Марисоль прижалась гладким лбом к окну, наблюдая за посадкой и высадкой пассажиров. Когда-нибудь и она выйдет здесь. В последний раз.
Она жалела тех, кто сходил с поезда, будто они покидали баржу Харона. А пассажиры, которые садились… это, наверное, те, кто скорбел об умирающих, или кому дали краткую отсрочку от смерти. Смерть неизбежна. В ней нет ничего уникального, особенного, иначе каждый съеденный Марисоль стейк становился бы трагедией. Хотя, возможно, так оно и было. «А мне всего двадцать шесть, – подумала она. – Мне всего двадцать шесть, и я никогда не была замужем». В ней никогда не зарождалось чудо новой жизни. Кроме этой гадкой «жемчужины»… этой безупречной ошибки.
Марисоль смотрела на пожилого мужчину, медленно и неуклюже пересекавшего платформу, и сердце сжалось у нее в груди. Она следила за тем, как старик поднимался по ступенькам в поезд. Затем отодвинулась от окна и встретилась с отражением своих широко распахнутых глаз. Будто собственное отражение и вызвало у нее ужас. Но Марисоль была очень хорошенькой, как и говорил тот парень. Маленькой, похожей на куклу. Копна темных кудряшек, собранных на затылке в непослушный конский хвост. Огромные блестящие черные глаза под изогнутыми тяжелыми бровями. Маленькая, почти надменная мордашка. И кожа цвета слоновой кости. Дары одной лишь слепой природы. Не инженерия, не косметология. Бесцельная случайность. Шанс. Но опухоль… Марисоль почти ощущала ее разум, зловещую осознанную решимость. Точно у демона, который намеревался ею овладеть. Заменить ее.
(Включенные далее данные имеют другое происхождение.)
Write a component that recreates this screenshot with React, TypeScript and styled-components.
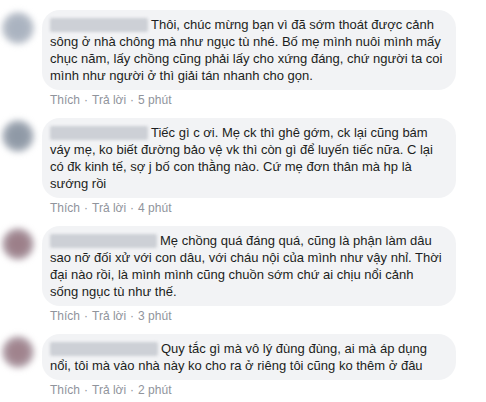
import styled, { createGlobalStyle } from 'styled-components'

const GlobalStyle = createGlobalStyle`
  body {
    margin: 0;
    background: #fff;
    font-family: 'Liberation Sans', Arial, sans-serif;
  }
`

type CommentData = {
  nameWidth: number
  avatar: string
  text: string
  time: string
}

const comments: CommentData[] = [
  {
    nameWidth: 98,
    avatar: '#aab3c0',
    text: 'Thôi, chúc mừng bạn vì đã sớm thoát được cảnh sông ở nhà chông mà như ngục tù nhé. Bố mẹ mình nuôi mình mấy chục năm, lấy chồng cũng phải lấy cho xứng đáng, chứ người ta coi mình như người ở thì giải tán nhanh cho gọn.',
    time: '5 phút',
  },
  {
    nameWidth: 98,
    avatar: '#8f99a6',
    text: 'Tiếc gì c ơi. Mẹ ck thì ghê gớm, ck lại cũng bám váy mẹ, ko biết đường bảo vệ vk thì còn gì để luyến tiếc nữa. C lại có đk kinh tế, sợ j bố con thằng nào. Cứ mẹ đơn thân mà hp là sướng rồi',
    time: '4 phút',
  },
  {
    nameWidth: 107,
    avatar: '#9c7f89',
    text: 'Mẹ chồng quá đáng quá, cũng là phận làm dâu sao nỡ đối xử với con dâu, với cháu nội của mình như vậy nhỉ. Thời đại nào rồi, là mình mình cũng chuồn sớm chứ ai chịu nổi cảnh sống ngục tù như thế.',
    time: '3 phút',
  },
  {
    nameWidth: 108,
    avatar: '#a0838d',
    text: 'Quy tắc gì mà vô lý đùng đùng, ai mà áp dụng nổi, tôi mà vào nhà này ko cho ra ở riêng tôi cũng ko thêm ở đâu',
    time: '2 phút',
  },
]

const List = styled.div`
  padding: 10px 0 0 0;
  width: 486px;
`

const Row = styled.div`
  display: flex;
  align-items: flex-start;
  margin-bottom: 10px;
`

const Avatar = styled.div<{ $tone: string }>`
  flex: none;
  width: 32px;
  height: 32px;
  margin: 2px 8px 0 2px;
  border-radius: 50%;
  background: radial-gradient(circle at 50% 50%, ${(p) => p.$tone} 0%, ${(p) => p.$tone} 35%, #d3d6dc 100%);
  filter: blur(3px);
`

const Body = styled.div`
  display: flex;
  flex-direction: column;
`

const Bubble = styled.div`
  box-sizing: border-box;
  width: 414px;
  padding: 6px 12px 6px 8px;
  background: #f2f3f5;
  border-radius: 18px;
  color: #1c1e21;
  font-size: 13px;
  line-height: 17px;
`

const Name = styled.span<{ $w: number }>`
  display: inline-block;
  width: ${(p) => p.$w}px;
  height: 14px;
  margin-right: 3px;
  vertical-align: -3px;
  background: #cdd0d6;
  border-radius: 2px;
  filter: blur(1.5px);
`

const Actions = styled.div`
  margin: 2px 0 0 8px;
  font-size: 12px;
  line-height: 16px;
  color: #90949c;
`

const Dot = styled.span`
  margin: 0 4px;
`

export default function App() {
  return (
    <List>
      <GlobalStyle />
      {comments.map((c, i) => (
        <Row key={i}>
          <Avatar $tone={c.avatar} />
          <Body>
            <Bubble>
              <Name $w={c.nameWidth} />
              {c.text}
            </Bubble>
            <Actions>
              Thích<Dot>·</Dot>Trả lời<Dot>·</Dot>{c.time}
            </Actions>
          </Body>
        </Row>
      ))}
    </List>
  )
}
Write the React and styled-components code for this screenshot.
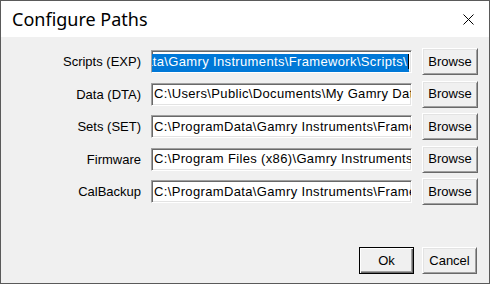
import React from 'react'
import styled, { createGlobalStyle } from 'styled-components'

const Global = createGlobalStyle`
  html, body {
    margin: 0;
    padding: 0;
    background: #ffffff;
  }
`

const Window = styled.div`
  width: 490px;
  height: 284px;
  box-sizing: border-box;
  border: 1px solid #5a5a5a;
  display: flex;
  flex-direction: column;
  background: #f0f0f0;
  overflow: hidden;
`

const TitleBar = styled.div`
  height: 36px;
  flex: none;
  display: flex;
  align-items: center;
  justify-content: space-between;
  background: #ffffff;
  padding: 0 15px 0 11px;
`

const Title = styled.div`
  font-family: "Noto Sans", "Open Sans", sans-serif;
  font-size: 18px;
  color: #000000;
  padding-bottom: 1px;
`

const Close = styled.div`
  width: 11px;
  height: 11px;
  display: flex;
  margin-top: 1px;
`

const Body = styled.div`
  flex: 1;
  display: flex;
  flex-direction: column;
  padding: 11px 12px 9px 0;
  font-family: "Liberation Sans", Arial, sans-serif;
  font-size: 13px;
  color: #000000;
`

const Rows = styled.div`
  display: grid;
  grid-template-columns: 140px 261px 56px;
  grid-auto-rows: 27px;
  column-gap: 10px;
  row-gap: 5.5px;
  align-items: center;
`

const Label = styled.div`
  text-align: right;
  white-space: nowrap;
`

const Field = styled.div`
  height: 23px;
  box-sizing: border-box;
  background: #ffffff;
  border-top: 1px solid #a0a0a0;
  border-left: 1px solid #a0a0a0;
  border-right: 1px solid #ffffff;
  border-bottom: 1px solid #ffffff;
  box-shadow: inset 1px 1px 0 #696969, inset -1px -1px 0 #e3e3e3;
  padding: 2px 2px 0 2px;
  display: flex;
  align-items: center;
  justify-content: ${p => (p.$selected ? 'flex-end' : 'flex-start')};
  overflow: hidden;
  white-space: nowrap;
`

const Value = styled.span`
  flex: none;
  line-height: 16px;
  padding-bottom: 2px;
  letter-spacing: 0.35px;
  background: ${p => (p.$selected ? '#0078d7' : 'transparent')};
  color: ${p => (p.$selected ? '#ffffff' : '#000000')};
`

const Caret = styled.span`
  display: inline-block;
  width: 1px;
  height: 15px;
  background: #000000;
  vertical-align: -3px;
  margin-left: 1px;
`

const Button = styled.button`
  height: 27px;
  width: 100%;
  box-sizing: border-box;
  font-family: "Liberation Sans", Arial, sans-serif;
  font-size: 13px;
  color: #000000;
  background: #f0f0f0;
  padding: 0 0 1px 0;
  border: 1px solid;
  border-color: ${p => (p.$default ? '#000000' : '#ffffff #696969 #696969 #ffffff')};
  box-shadow: ${p =>
    p.$default
      ? 'inset 1px 1px 0 #ffffff, inset -1px -1px 0 #696969, inset -2px -2px 0 #a0a0a0'
      : 'inset 1px 1px 0 #e3e3e3, inset -1px -1px 0 #a0a0a0'};
`

const Footer = styled.div`
  margin-top: auto;
  display: flex;
  justify-content: flex-end;
  gap: 8px;
`

const FooterButton = styled.div`
  width: 55px;
`

const paths = [
  { label: 'Scripts (EXP)', value: 'C:\\ProgramData\\Gamry Instruments\\Framework\\Scripts\\', selected: true },
  { label: 'Data (DTA)', value: 'C:\\Users\\Public\\Documents\\My Gamry Data' },
  { label: 'Sets (SET)', value: 'C:\\ProgramData\\Gamry Instruments\\Framework\\Sets' },
  { label: 'Firmware', value: 'C:\\Program Files (x86)\\Gamry Instruments\\Firmware' },
  { label: 'CalBackup', value: 'C:\\ProgramData\\Gamry Instruments\\Framework\\CalBackup' },
]

export default function App() {
  return (
    <>
      <Global />
      <Window>
        <TitleBar>
          <Title>Configure Paths</Title>
          <Close>
            <svg width="11" height="11" viewBox="0 0 11 11">
              <path d="M0.5 0.5 L10.5 10.5 M10.5 0.5 L0.5 10.5" stroke="#000" strokeWidth="1" fill="none" />
            </svg>
          </Close>
        </TitleBar>
        <Body>
          <Rows>
            {paths.map(p => (
              <React.Fragment key={p.label}>
                <Label>{p.label}</Label>
                <Field $selected={p.selected}>
                  <Value $selected={p.selected}>
                    {p.value}
                    {p.selected && <Caret />}
                  </Value>
                </Field>
                <Button>Browse</Button>
              </React.Fragment>
            ))}
          </Rows>
          <Footer>
            <FooterButton>
              <Button $default>Ok</Button>
            </FooterButton>
            <FooterButton>
              <Button>Cancel</Button>
            </FooterButton>
          </Footer>
        </Body>
      </Window>
    </>
  )
}
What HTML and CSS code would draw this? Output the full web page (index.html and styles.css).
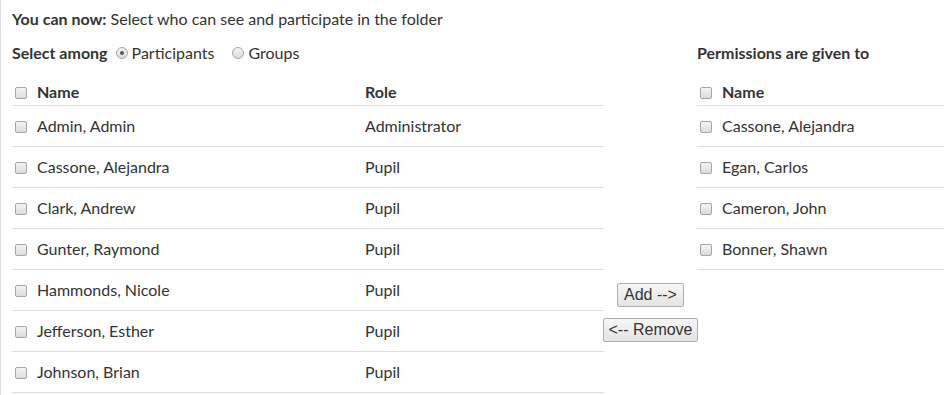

Марисоль слегка повернулась на сиденье, чтобы посмотреть, как в вагон садится старик. Боялась увидеть его так близко, но по-мазохистски не могла сопротивляться.
У старика была та же опухоль, которую диагностировал у Марисоль ее ВПМП (врач первичной медицинской помощи)… но на поздней стадии. Она росла прямо между лопатками, сгибая старика, точно горбуна, под своей тяжестью. Вырасти такое могло где угодно. Марисоль видела фотографии в сети. У одного ребенка не старше восьми лет опухоль росла в орбите глаза. Розовая сфера размером с теннисный мяч, переливавшаяся белым, будто затянутая полосами облаков розовая планета в космосе. Она блестела, словно мраморная, и напоминала шар, отколотый от навершия могильного памятника. С одной стороны, больше одной никогда не вырастало. Только одна. Но с другой, опухоль нельзя было вырезать («Изгнать», – подумала Марисоль). В ее основе клубок нитей, настолько разбросанных по всему телу, настолько причудливо переплетенных, будто плющ на шпалере, настолько слившихся с нервной системой даже на микроскопическом уровне, что их невозможно было извлечь, разве что с большими усилиями, посмертно. Отсечение паразита у основания приводило к гибели хозяина. Хитроумная конструкция, своего рода механизм самозащиты, привел к тому, что некоторые назвали опухоль инопланетной формой жизни, своего рода существом, но это было не так, заверил Марисоль врач. Опухоли были безмозглыми. И это делало ситуацию еще страшнее. С ними нельзя было спорить, их нельзя было уговорить.
Даже ее новообразование – маленькое, как мраморный шарик, – уже внедрило свои ядовитые, словно у медузы, щупальца, в тело, притворяясь его частью, вплетая в этот гобелен собственные нити, становясь с Марисоль единым целым. Подключаясь к ее сложной нервной сети, а оттуда – к мозгу.
«Почему ее нельзя отсеять с помощью телепортации?» – умоляюще спрашивала Марисоль. «Вот почему», – отвечал ее ВПМП, но его объяснения были слишком расплывчатыми или техническими, чтобы она могла их усвоить.